Chapter 19.2, Problem 19.47P

A connecting rod is supported by a knife-edge at point A; the period of its small oscillations is observed to be 0.87 s. The rod is then inverted and supported by a knife edge at point B and the period of its small oscillations is observed to be 0.78 s. Knowing that r_a + r_b = 10 in., determine (a) the location of the mass center G, (b) the centroidal radius of gyration $\bar{k}$.

Fig. P19.47

To determine

The location $\left(r_a\text{and}{r}_b\right)$ of the mass center G.

Answer to Problem 19.47P

The location $\left(r_a\text{and}{r}_b\right)$ of the mass center G are $\underset{\_}{6.09\text{in}\text{.}}$ and $\underset{\_}{3.91\text{in}\text{.}}$.

Explanation of Solution

Given information:

The period $\left({\tau }_A\right)$ of small oscillation is 0.87 s.

The rod is then inverted and supported by a knife-edge at point B and the period $\left({\tau }_B\right)$ of small oscillation is 0.78 s.

The value of $r_a+r_b$ is 10 inch.

The acceleration due to gravity (g) is $32.2{\text{ft/s}}^{\text{2}}$.

Calculation:

Show the free body diagram of mass center G as in Figure (1).

The external forces in the system are tension in the force due to the mass of the knife.
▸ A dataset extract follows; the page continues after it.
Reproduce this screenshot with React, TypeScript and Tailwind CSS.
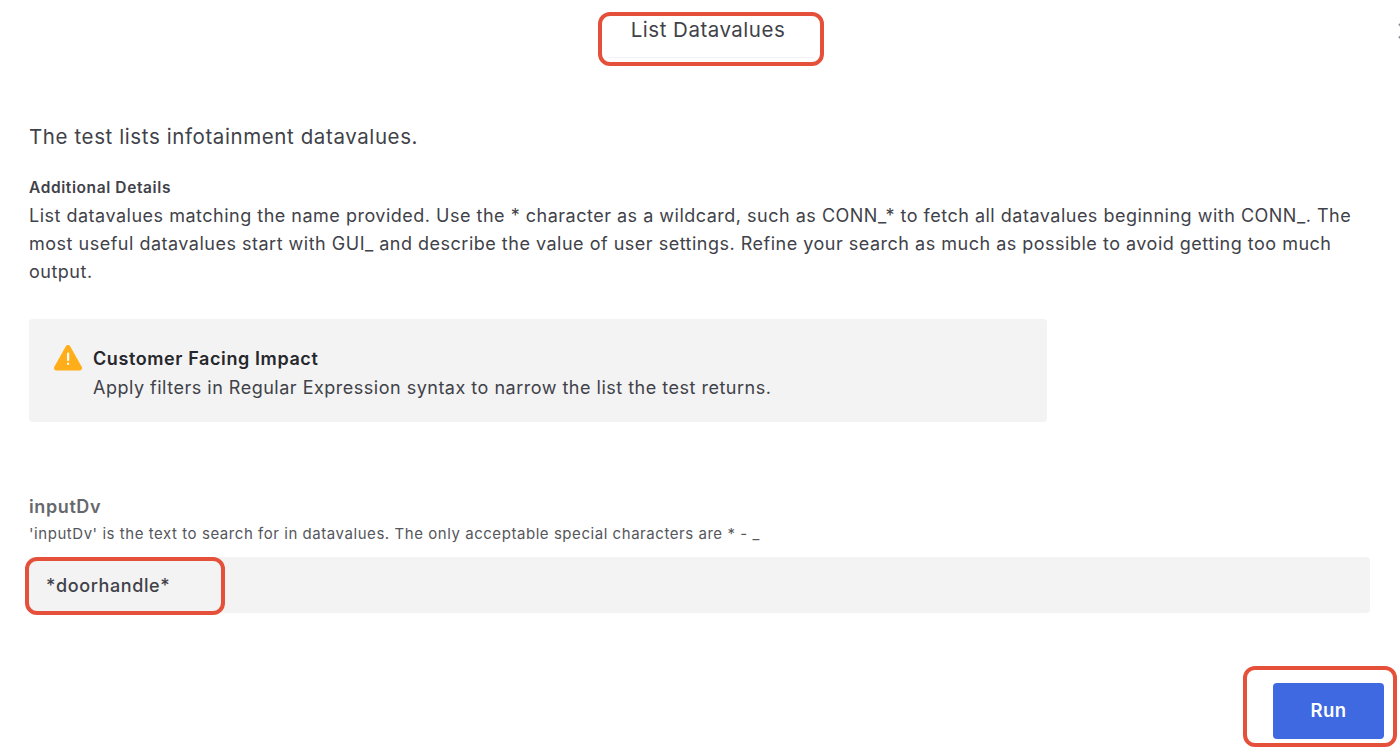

The effective couple in the system is $\overline{I}\ddot{\theta }$.

Take moment about O in the system for external forces.

${\left(\sum M_O\right)}_{external}=-mg\overline{r}\sin \theta$

Take moment about O in the system for effective forces.

${\left(\sum M_O\right)}_{effective}=\left(m\overline{r}\ddot{\theta }\right)\overline{r}+m{\overline{k}}^2\ddot{\theta }$

Equate the moment about O in the system for external and effective forces.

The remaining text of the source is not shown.